I love Ghostbusters. I mean, who doesn’t, right? My mom loves it even. As such, I, like so much of the movie-watching public, will re-watch it roughly annually. I have committed the lines practically to memory. It’s sort of a tradition, and I’m sure many of you have similar traditions, be they with Ghostbusters, another movie, a TV show you religiously binge-watch, or books.
A lot of people like to re-read books.
As an author, this kind of drives me a little bit crazy.
Now, when I was younger, this absolutely was not the case. I have re-read Rodney Mullen’s autobiography probably five times, and about as many times for Sean Mortimer’s Stalefish. I have both read and listened to Wil Wheaton’s Just a Geek a couple times apiece. Don’t even get me started on comics. I absolutely understand the mindset of re-reading a book, because it’s the exact same mindset as re-watching a movie or TV show; you enjoy something enough, and you want to go in for seconds.
“So what’s your problem then, Draga?” is a fair question, and one you may very well be asking me.
Even if you aren’t, as long as you aren’t asking yourself “why am I still reading this?”, I’m going to give you an answer.
See, authors really like it when people read what we write (shocking, right?). We spend months, sometimes years writing, editing, re-writing, sobbing, drinking, burning, and re-re-writing our manuscripts, and we get pretty excited when, at last, our masterpieces emerge from the clay which we feverishly worked. We shout from every rooftop that we can get on without being arrested, bombard friends, family, fans, and Facebook with word of our completed tomes. We scour social media in the hopes of subconsciously sliding thoughts of our new work into a comment thread without feeling like door-to-door salespeople, or perchance to catch a glimpse of the elusive wild reader gushing over it.
Now, while I can’t speak for other people, I know that oftentimes in such comment threads, I find myself stumbling across scores of readers saying things like “It’s time for my annual re-read of Tolkien’s entire completed works!” or “I just finished the last Malazan book, so I’m going right back to the first!”
I’m not saying it’s discouraging, but in the heat of the moment, it’s a little discouraging.
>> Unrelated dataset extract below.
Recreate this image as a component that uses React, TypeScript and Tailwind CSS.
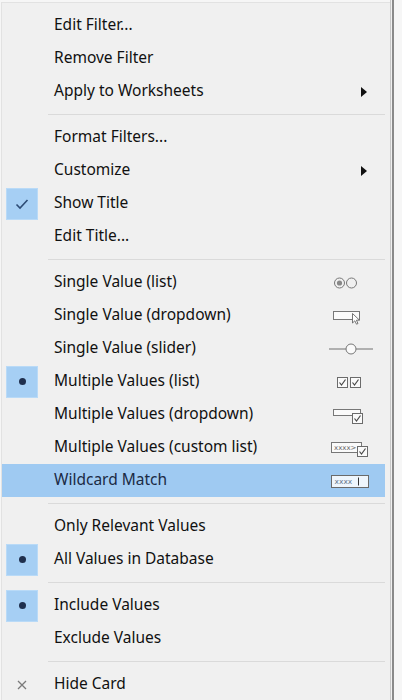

Problem is, for me to posit that readers not read what they want to read is dumb, and would brand me a total jerk, and would effectively achieve the complete opposite intended effect of this post, which is to try and endear those of you reading it to me in the hopes that you’ll maybe try reading my stuff (spoilers). So, if you yourself are a reader, I ask that you lower the torch and pitchfork, because I’m not here to take your beloved, dog-eared copies of The Black Company away from you. Now, if you’re a writer, and you find yourself in a similar position as me, I’m going to offer a little advice in regards to dealing with the inevitable feelings of jealousy and inadequacy that follow when you see that someone is on their twelfth read of Dragonlance and come on, Dragonlance fans really like my stuff if only they would...
Take a deep breath and try to put things into perspective. I know for me, much of the frustration that arises when I see someone doing a re-read is just misguided frustration at the fact that I myself don’t have the time to read that I wish I did. Writers are busy people! Many of us work side jobs on top of our authorial pursuits, and I myself have sang the praises of audiobooks on multiple occasions for being the only way I can read with any kind of regularity. That said, of course my knee-jerk reaction to re-readers is “But there’s so many books and so little time!” and to this I simply have to remember that it’s much easier to find time to read when you don’t need to designate time to write. Sure, maybe someone is making their way through the Harry Potter books again (I swear, they were halfway through that one just six months ago), but it’s entirely possible that this is their side series, the one they can casually breeze through at bedtime while reserving their more alert mental faculties for something new!
Maybe your new book?
At the end of the day, people will read what they like, and far be it for any of us, readers and writers
alike, to yuk someone else’s yum. With any luck, one day I’ll have the time to go back and revisit
some of my favourite book series, and hey, with a lot of luck, maybe one day I’ll stumble onto an
internet comment thread and read that someone is on their tenth re-read of mine.
I don’t want to speculate or anything, but I imagine that probably won’t irk me quite as much.